Five of those seven workshops have already passed this semester, which boasts the largest cadre of participants to date– 11 people, according to Perfetti. The first and second years of the program had five and eight participants respectively.

The program functions in many ways like a discussion section of a class– except that the participants are almost all members of the faculty, to whom Perfetti e-mails a mass invitation to sign up each year. Participants read excerpts from books like Susan Ambrose’s How Learning Works to prepare for each workshop, and spend workshop time talking about ways to apply their studies to teaching and managing classroom environments.

The program is led by a different professor each year, who serves in many ways like the professor of any other class at Whitman, facilitating discussion about a given session’s readings. This year, that leader is sociology professor Helen Kim. It’s the first time Kim has been a part of the program, and she believes that discussing topics like trigger warnings, privilege, multiculturalism and how to navigate dialogues around those and other controversial subjects has been helpful to her and her colleagues.
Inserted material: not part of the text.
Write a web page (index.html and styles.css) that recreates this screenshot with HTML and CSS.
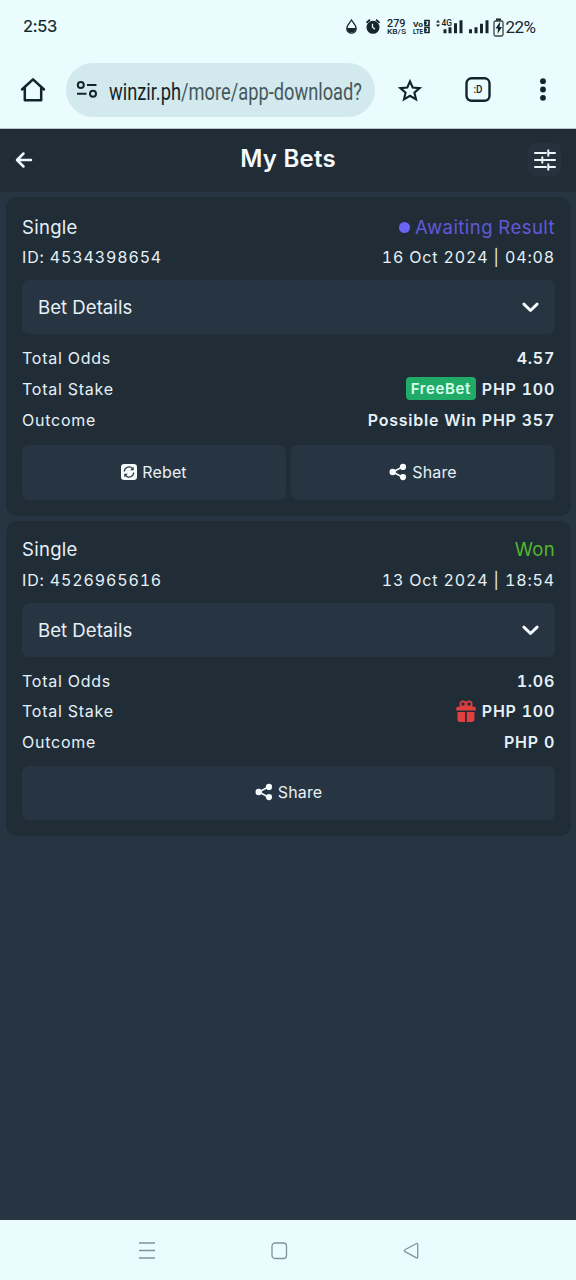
FILE: index.html
```html
<!DOCTYPE html>
<html lang="en">
<head>
<meta charset="utf-8">
<meta name="viewport" content="width=device-width">
<title>My Bets</title>
<link rel="stylesheet" href="styles.css">
</head>
<body>
<svg class="defs" width="0" height="0" aria-hidden="true">
  <symbol id="share" viewBox="0 0 18 18">
    <path d="M14 3.500 4 9l10 5.500" fill="none" stroke="currentColor" stroke-width="1.500"/>
    <circle cx="14" cy="3.900" r="3.100"/><circle cx="3.700" cy="9" r="3.200"/><circle cx="14" cy="14.100" r="3.100"/>
  </symbol>
  <symbol id="chevron" viewBox="0 0 16 10">
    <path d="M1.800 1.800 8 7.800l6.200-6" fill="none" stroke="currentColor" stroke-width="2.700" stroke-linecap="round" stroke-linejoin="round"/>
  </symbol>
</svg>
<div class="screen">
  <div class="status">
    <span class="clock">2:53</span>
    <svg class="status-icons" width="192" height="24" viewBox="0 0 192 24">
      <path d="M6.500 6C4.500 9 1.800 11.300 1.800 14.500a4.700 4.700 0 0 0 9.400 0c0-3.200-2.700-5.500-4.700-8.500z" fill="none" stroke="#16262b" stroke-width="1.300"/>
      <path d="M2 14h9a4.500 4.500 0 0 1-9 0z"/>
      <circle cx="28" cy="13.300" r="6.500"/>
      <path d="m21.500 8.800 3.500-3M34.500 8.800 31 5.800" stroke="#16262b" stroke-width="1.800"/>
      <path d="M27.500 9.800v3.500l2.500 2" fill="none" stroke="#dff5f8" stroke-width="1.300"/>
      <text class="rate" x="42" y="13" textLength="18.500" lengthAdjust="spacingAndGlyphs">279</text>
      <text class="unit" x="42" y="20" textLength="19" lengthAdjust="spacingAndGlyphs">KB/S</text>
      <text class="volte" x="68" y="12.500" textLength="10" lengthAdjust="spacingAndGlyphs">Vo</text>
      <text class="volte" x="68" y="19.500" textLength="10" lengthAdjust="spacingAndGlyphs">LTE</text>
      <path d="M80 6.500h4v5h-4zM80 13.500h4v5h-4zM79 9h3M79 16h3" fill="none" stroke="#16262b" stroke-width="1.600"/>
      <path d="m91 8.500 2-2.500 2 2.500zM91 10.500l2 2.500 2-2.500z"/>
      <text class="net" x="96.500" y="12" textLength="10.500" lengthAdjust="spacingAndGlyphs">4G</text>
      <path d="M98.500 15.300h3v4h-3zM103.500 13.300h3v6h-3zM109 9.300h3v10h-3zM114.500 6.300h3v13h-3zM124 15.300h3v4h-3zM129.500 13.300h3v6h-3zM135 9.800h3v9.500h-3zM140.500 6.300h3v13h-3z"/>
      <rect x="149" y="7" width="9" height="15" rx="1.500" fill="none" stroke="#34454b" stroke-width="1.300"/>
      <path d="M151 4.500h5v2h-5zM154.500 8.500l-4 6h2.500l-.5 5.500 4.500-7h-2.500l.8-4.500z"/>
      <text class="pct" x="160.500" y="19.300" textLength="30.500" lengthAdjust="spacing">22%</text>
    </svg>
  </div>
  <div class="browser">
    <svg class="home" width="26" height="26" viewBox="0 0 26 26" fill="none" stroke="#14252a" stroke-width="2.500" stroke-linejoin="round" stroke-linecap="round"><path d="M2 12.500 13 2.300l11 10.200M4.800 11v12.300h16.400V11"/></svg>
    <div class="url">
      <svg width="22" height="20" viewBox="0 0 22 20" fill="none" stroke="#14252a" stroke-width="2"><circle cx="4.800" cy="5" r="3"/><path d="M11 5h9.500M1 13.800h9.500"/><circle cx="17" cy="13.800" r="3"/></svg>
      <svg class="address" width="258" height="40" viewBox="0 0 258 40"><text x="0" y="29.500" textLength="253" lengthAdjust="spacingAndGlyphs"><tspan class="host">winzir.ph</tspan>/more/app-download?</text></svg>
    </div>
    <svg class="star" width="24" height="24" viewBox="0 0 24 24" fill="none" stroke="#14252a" stroke-width="2.100"><path d="m12 3.300 2.700 6.200 6.900.6-5.200 4.500 1.600 6.700-6-3.500-6 3.500 1.600-6.700L2.400 10.100l6.900-.6z"/></svg>
    <svg class="tabs" width="26" height="26" viewBox="0 0 26 26"><rect x="1.500" y="1.300" width="23" height="22.500" rx="5" fill="none" stroke="#14252a" stroke-width="2.400"/><text x="8.500" y="15.500" textLength="9" lengthAdjust="spacingAndGlyphs">:D</text></svg>
    <svg class="dots" width="8" height="24" viewBox="0 0 8 24"><circle cx="4" cy="3.200" r="2.900"/><circle cx="4" cy="11.500" r="2.900"/><circle cx="4" cy="19.800" r="2.900"/></svg>
  </div>
  <header class="header">
    <svg class="back" width="18" height="18" viewBox="0 0 18 18" fill="none" stroke="#f1f8fb" stroke-width="2.500" stroke-linecap="round" stroke-linejoin="round"><path d="M16 9H2.200M8.500 2.500 2 9l6.500 6.500"/></svg>
    <h1>My Bets</h1>
    <div class="filter"><svg width="22" height="22" viewBox="0 0 22 22" fill="none" stroke="#edf7fb" stroke-width="2" stroke-linecap="round"><path d="M1 4h11M14.300 4H21M14.300 1.200v5.600M1 11h5.500M8.300 11H21M8.300 8.200v5.600M1 18h11M14.300 18H21M14.300 15.200v5.600"/></svg></div>
  </header>
  <main>
    <section class="card">
      <div class="row kind"><span>Single</span><span class="awaiting"><i></i>Awaiting Result</span></div>
      <div class="row meta"><span>ID: 4534398654</span><span>16 Oct 2024 | 04:08</span></div>
      <div class="details"><span>Bet Details</span><svg width="17" height="11"><use href="#chevron"/></svg></div>
      <div class="row"><span>Total Odds</span><b>4.57</b></div>
      <div class="row"><span>Total Stake</span><b><em>FreeBet</em>PHP 100</b></div>
      <div class="row"><span>Outcome</span><b>Possible Win PHP 357</b></div>
      <div class="actions">
        <div class="btn"><svg width="16" height="16" viewBox="0 0 17 17"><rect width="17" height="17" rx="3.500"/><path d="M3.500 8a5 5 0 0 1 8.700-3.200M13.500 9a5 5 0 0 1-8.700 3.200" fill="none" stroke="#263541" stroke-width="1.300"/><path d="M13.500 3v3.700H9.800zM3.500 14v-3.700h3.700z" fill="#263541"/></svg>Rebet</div>
        <div class="btn"><svg width="18" height="18"><use href="#share"/></svg>Share</div>
      </div>
    </section>
    <section class="card won">
      <div class="row kind"><span>Single</span><span class="green">Won</span></div>
      <div class="row meta"><span>ID: 4526965616</span><span>13 Oct 2024 | 18:54</span></div>
      <div class="details"><span>Bet Details</span><svg width="17" height="11"><use href="#chevron"/></svg></div>
      <div class="row"><span>Total Odds</span><b>1.06</b></div>
      <div class="row"><span>Total Stake</span><b><svg class="gift" width="20" height="23" viewBox="0 0 20 23"><path d="M2.500 6.500h15a2.300 2.300 0 0 1 2.300 2.300v1.700H.2V8.800a2.300 2.300 0 0 1 2.300-2.300zM1.500 12h7.600v10H4a2.500 2.500 0 0 1-2.500-2.500zM10.800 12h7.600v7.500A2.500 2.500 0 0 1 16 22h-5.200z"/><g fill="none" stroke="#e0403f" stroke-width="1.800"><circle cx="7" cy="4" r="2.700"/><circle cx="13" cy="4" r="2.700"/></g></svg>PHP 100</b></div>
      <div class="row"><span>Outcome</span><b>PHP 0</b></div>
      <div class="actions"><div class="btn"><svg width="18" height="18"><use href="#share"/></svg>Share</div></div>
    </section>
  </main>
  <nav class="nav">
    <svg width="18" height="20" viewBox="0 0 18 20"><path d="M1 2h16M1 9.500h16M1 17h16"/></svg>
    <svg width="18" height="20" viewBox="0 0 18 20"><rect x="2" y="2" width="14.500" height="15.500" rx="3"/></svg>
    <svg width="18" height="20" viewBox="0 0 18 20"><path d="M14.500 2.500 3 8.800q-1.500.9 0 1.800l11.500 6.300q1.200.4 1.200-.9V3.400q0-1.300-1.200-.9z"/></svg>
  </nav>
</div>
</body>
</html>
```
FILE: styles.css
```css
* { box-sizing: border-box; }
body { margin: 0; background: #263541; font-family: Inter, "Noto Sans", sans-serif; }
.defs { position: absolute; }
svg { display: block; flex: none; }
.screen { width: 576px; height: 1280px; display: flex; flex-direction: column; }

.status { height: 52px; background: #ebfcff; display: flex; justify-content: space-between; align-items: center; padding: 0 39px 0 23px; }
.clock { font: 400 16.500px Inter, sans-serif; color: #14252a; letter-spacing: -0.300px; -webkit-text-stroke: 0.200px #14252a; }
.status-icons { fill: #16262b; font-family: Roboto, sans-serif; }
.rate { font-size: 10.500px; font-weight: 500; }
.unit { font-size: 8px; font-weight: 500; }
.volte { font-size: 8px; font-weight: 700; }
.net { font-size: 9px; font-weight: 500; }
.pct { font-size: 17px; }

.browser { height: 77px; background: #ebfcff; border-bottom: 1px solid #b4c5cb; display: flex; align-items: center; padding: 0 29px 1px 20px; }
.url { width: 309px; height: 54px; margin-left: 20px; border-radius: 27px; background: #d2e9ed; display: flex; align-items: center; padding-left: 10px; }
.address { margin-left: 11px; fill: #46585d; font: 400 23px Roboto, sans-serif; }
.host { fill: #14252a; }
.star { margin-left: 23px; }
.tabs { margin-left: 43px; fill: #14252a; font: 500 11px Roboto, sans-serif; }
.dots { margin-left: auto; fill: #14252a; }

.header { height: 63px; background: #202d37; color: #f5fafd; display: grid; grid-template-columns: 33px 1fr 33px; align-items: center; padding: 0 15px 2px; }
.header h1 { margin: 0; font-size: 24px; line-height: 30px; font-weight: 600; letter-spacing: 0.250px; text-align: center; padding-bottom: 1px; }
.filter { width: 33px; height: 33px; border-radius: 7px; background: #25313c; display: grid; place-items: center; }

main { flex: 1; padding: 5px 5px 0 6px; display: flex; flex-direction: column; gap: 5px; background: #263541; }
.card { height: 319px; background: #202d37; border-radius: 11px; padding: 15px 16px 16px; color: #e6f0f6; font-size: 16px; letter-spacing: 0.750px; font-variant-numeric: tabular-nums; display: flex; flex-direction: column; }
.row { height: 31px; padding-bottom: 2px; display: flex; justify-content: space-between; align-items: center; white-space: nowrap; }
.kind { height: 30px; padding-bottom: 0; font-size: 18.500px; letter-spacing: 0.300px; }
.meta { letter-spacing: 0.850px; }
.row b { font-weight: 600; display: flex; align-items: center; }
.row em { font-style: normal; font-size: 15px; line-height: 23px; background: #20ab69; color: #d9ffed; border-radius: 4px; padding: 0 5px; margin-right: 6px; letter-spacing: 0.600px; }
.awaiting { color: #6159d8; letter-spacing: 0.450px; display: flex; align-items: center; }
.awaiting i { width: 11px; height: 11px; border-radius: 50%; background: #6b63f5; margin-right: 5px; }
.green { color: #55b62c; }
.details { height: 54px; margin: 7px 0 9px; border-radius: 7px; background: #263541; padding: 0 16px; display: flex; justify-content: space-between; align-items: center; font-size: 18.600px; letter-spacing: 0.050px; }
.actions { margin-top: 9px; display: flex; gap: 5px; }
.btn { flex: 1; height: 55px; padding-bottom: 2px; border-radius: 7px; background: #263541; display: flex; align-items: center; justify-content: center; gap: 5px; font-size: 16px; letter-spacing: 0.150px; }
.btn svg, .details svg { fill: #f6fbfd; color: #f6fbfd; }
.gift { fill: #e0403f; margin-right: 6px; }
.won { height: 315px; padding-top: 14px; padding-bottom: 15px; }
.won .row { height: 30.300px; padding-bottom: 0; }
.won .kind, .won .meta { height: 30px; }
.won .kind { padding-bottom: 2px; }
.won .details { margin-top: 8px; }
.won .btn { height: 54px; }

.nav { height: 60px; background: #ebfcff; display: flex; justify-content: space-between; align-items: center; padding: 2px 156px 0 138px; fill: none; stroke: #819398; stroke-width: 1.300; }
```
“It’s been really good in terms of… thinking about practical things that one can do in the classroom,” Kim said. “There’ve been things that I think we all have benefited from.”

The program is not all professors, though. Residence Director Louise Fix ‘14 is also a participant, and seeks to apply the things she learns in the program to her work in Lyman Hall.

“One of the things that Residence Life stands by is this idea of education outside of the classroom– you aren’t just sleeping in your residence hall, you’re learning and living in your residence hall,” Fix said. “Somebody might hear something, or talk about something in class, and then bring it back to the residence hall….That… conversation just doesn’t end in the classroom.”

She also commented on the experience of being in class with professors, some of whom had

taught her when she attended Whitman as a student.

“Being in an environment with [professors] where we’re talking on a level playing field– I think that’s been a really unique experience.” Fix said. “And having open, honest conversation about what needs to be different in the classroom with a changing student body.”